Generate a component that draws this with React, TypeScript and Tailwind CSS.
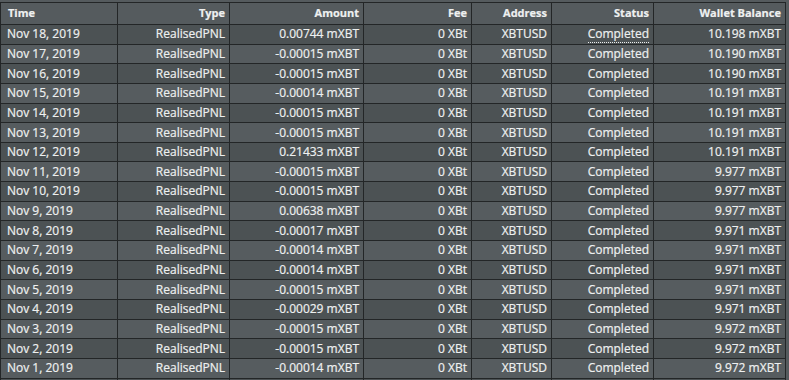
const rows = [
  { time: 'Nov 18, 2019', amount: '0.00744 mXBT', balance: '10.198 mXBT' },
  { time: 'Nov 17, 2019', amount: '-0.00015 mXBT', balance: '10.190 mXBT' },
  { time: 'Nov 16, 2019', amount: '-0.00015 mXBT', balance: '10.190 mXBT' },
  { time: 'Nov 15, 2019', amount: '-0.00014 mXBT', balance: '10.191 mXBT' },
  { time: 'Nov 14, 2019', amount: '-0.00015 mXBT', balance: '10.191 mXBT' },
  { time: 'Nov 13, 2019', amount: '-0.00015 mXBT', balance: '10.191 mXBT' },
  { time: 'Nov 12, 2019', amount: '0.21433 mXBT', balance: '10.191 mXBT' },
  { time: 'Nov 11, 2019', amount: '-0.00015 mXBT', balance: '9.977 mXBT' },
  { time: 'Nov 10, 2019', amount: '-0.00015 mXBT', balance: '9.977 mXBT' },
  { time: 'Nov 9, 2019', amount: '0.00638 mXBT', balance: '9.977 mXBT' },
  { time: 'Nov 8, 2019', amount: '-0.00017 mXBT', balance: '9.971 mXBT' },
  { time: 'Nov 7, 2019', amount: '-0.00014 mXBT', balance: '9.971 mXBT' },
  { time: 'Nov 6, 2019', amount: '-0.00014 mXBT', balance: '9.971 mXBT' },
  { time: 'Nov 5, 2019', amount: '-0.00015 mXBT', balance: '9.971 mXBT' },
  { time: 'Nov 4, 2019', amount: '-0.00029 mXBT', balance: '9.971 mXBT' },
  { time: 'Nov 3, 2019', amount: '-0.00015 mXBT', balance: '9.972 mXBT' },
  { time: 'Nov 2, 2019', amount: '-0.00015 mXBT', balance: '9.972 mXBT' },
  { time: 'Nov 1, 2019', amount: '-0.00014 mXBT', balance: '9.972 mXBT' },
];

const cell = 'shrink-0 border-r border-[#232627] flex items-center justify-end pr-[4px]';

export default function App() {
  return (
    <div className="w-[789px] h-[380px] overflow-hidden bg-[#555b5e] pt-[2px] text-[12px] text-[#eef0f0] [-webkit-text-stroke:0.2px_#eef0f0]"
      style={{ fontFamily: '"Open Sans", "Liberation Sans", sans-serif' }}>
      <div className="w-[786px] border-t border-l border-[#232627]">
        <div className="flex h-[22px] border-b border-[#232627] bg-[#555b5e] font-bold text-[11px]">
          <div className={`${cell} w-[117px] !justify-start pl-[7px]`}>Time</div>
          <div className={`${cell} w-[112px]`}>Type</div>
          <div className={`${cell} w-[134px]`}>Amount</div>
          <div className={`${cell} w-[108px]`}>Fee</div>
          <div className={`${cell} w-[80px]`}>Address</div>
          <div className={`${cell} w-[102px]`}>Status</div>
          <div className={`${cell} w-[132px]`}>Wallet Balance</div>
        </div>
        {[...rows, rows[rows.length - 1]].map((r, i) => (
          <div key={i}
            className={`flex h-[19.65px] border-b border-[#232627] ${i % 2 === 0 ? 'bg-[#4c5254]' : 'bg-[#565c5f]'}`}>
            <div className={`${cell} w-[117px] !justify-start pl-[6px]`}>{i < rows.length ? r.time : ''}</div>
            <div className={`${cell} w-[112px]`}>{i < rows.length ? 'RealisedPNL' : ''}</div>
            <div className={`${cell} w-[134px]`}>{i < rows.length ? r.amount : ''}</div>
            <div className={`${cell} w-[108px]`}>{i < rows.length ? '0 XBt' : ''}</div>
            <div className={`${cell} w-[80px]`}>{i < rows.length ? 'XBTUSD' : ''}</div>
            <div className={`${cell} w-[102px]`}>
              {i < rows.length && (
                <span className={i === 0 ? 'border-b border-dotted border-[#eef0f0] leading-[14px] pb-[1px] mt-[2px]' : ''}>Completed</span>
              )}
            </div>
            <div className={`${cell} w-[132px]`}>{i < rows.length ? r.balance : ''}</div>
          </div>
        ))}
      </div>
    </div>
  );
}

+++

Skip every picture and transcribe the data above exactly.

Generate a component that draws this with React, TypeScript and Tailwind CSS.
const rows = [
  { time: 'Nov 18, 2019', amount: '0.00744 mXBT', balance: '10.198 mXBT' },
  { time: 'Nov 17, 2019', amount: '-0.00015 mXBT', balance: '10.190 mXBT' },
  { time: 'Nov 16, 2019', amount: '-0.00015 mXBT', balance: '10.190 mXBT' },
  { time: 'Nov 15, 2019', amount: '-0.00014 mXBT', balance: '10.191 mXBT' },
  { time: 'Nov 14, 2019', amount: '-0.00015 mXBT', balance: '10.191 mXBT' },
  { time: 'Nov 13, 2019', amount: '-0.00015 mXBT', balance: '10.191 mXBT' },
  { time: 'Nov 12, 2019', amount: '0.21433 mXBT', balance: '10.191 mXBT' },
  { time: 'Nov 11, 2019', amount: '-0.00015 mXBT', balance: '9.977 mXBT' },
  { time: 'Nov 10, 2019', amount: '-0.00015 mXBT', balance: '9.977 mXBT' },
  { time: 'Nov 9, 2019', amount: '0.00638 mXBT', balance: '9.977 mXBT' },
  { time: 'Nov 8, 2019', amount: '-0.00017 mXBT', balance: '9.971 mXBT' },
  { time: 'Nov 7, 2019', amount: '-0.00014 mXBT', balance: '9.971 mXBT' },
  { time: 'Nov 6, 2019', amount: '-0.00014 mXBT', balance: '9.971 mXBT' },
  { time: 'Nov 5, 2019', amount: '-0.00015 mXBT', balance: '9.971 mXBT' },
  { time: 'Nov 4, 2019', amount: '-0.00029 mXBT', balance: '9.971 mXBT' },
  { time: 'Nov 3, 2019', amount: '-0.00015 mXBT', balance: '9.972 mXBT' },
  { time: 'Nov 2, 2019', amount: '-0.00015 mXBT', balance: '9.972 mXBT' },
  { time: 'Nov 1, 2019', amount: '-0.00014 mXBT', balance: '9.972 mXBT' },
];

const cell = 'shrink-0 border-r border-[#232627] flex items-center justify-end pr-[4px]';

export default function App() {
  return (
    <div className="w-[789px] h-[380px] overflow-hidden bg-[#555b5e] pt-[2px] text-[12px] text-[#eef0f0] [-webkit-text-stroke:0.2px_#eef0f0]"
      style={{ fontFamily: '"Open Sans", "Liberation Sans", sans-serif' }}>
      <div className="w-[786px] border-t border-l border-[#232627]">
        <div className="flex h-[22px] border-b border-[#232627] bg-[#555b5e] font-bold text-[11px]">
          <div className={`${cell} w-[117px] !justify-start pl-[7px]`}>Time</div>
          <div className={`${cell} w-[112px]`}>Type</div>
          <div className={`${cell} w-[134px]`}>Amount</div>
          <div className={`${cell} w-[108px]`}>Fee</div>
          <div className={`${cell} w-[80px]`}>Address</div>
          <div className={`${cell} w-[102px]`}>Status</div>
          <div className={`${cell} w-[132px]`}>Wallet Balance</div>
        </div>
        {[...rows, rows[rows.length - 1]].map((r, i) => (
          <div key={i}
            className={`flex h-[19.65px] border-b border-[#232627] ${i % 2 === 0 ? 'bg-[#4c5254]' : 'bg-[#565c5f]'}`}>
            <div className={`${cell} w-[117px] !justify-start pl-[6px]`}>{i < rows.length ? r.time : ''}</div>
            <div className={`${cell} w-[112px]`}>{i < rows.length ? 'RealisedPNL' : ''}</div>
            <div className={`${cell} w-[134px]`}>{i < rows.length ? r.amount : ''}</div>
            <div className={`${cell} w-[108px]`}>{i < rows.length ? '0 XBt' : ''}</div>
            <div className={`${cell} w-[80px]`}>{i < rows.length ? 'XBTUSD' : ''}</div>
            <div className={`${cell} w-[102px]`}>
              {i < rows.length && (
                <span className={i === 0 ? 'border-b border-dotted border-[#eef0f0] leading-[14px] pb-[1px] mt-[2px]' : ''}>Completed</span>
              )}
            </div>
            <div className={`${cell} w-[132px]`}>{i < rows.length ? r.balance : ''}</div>
          </div>
        ))}
      </div>
    </div>
  );
}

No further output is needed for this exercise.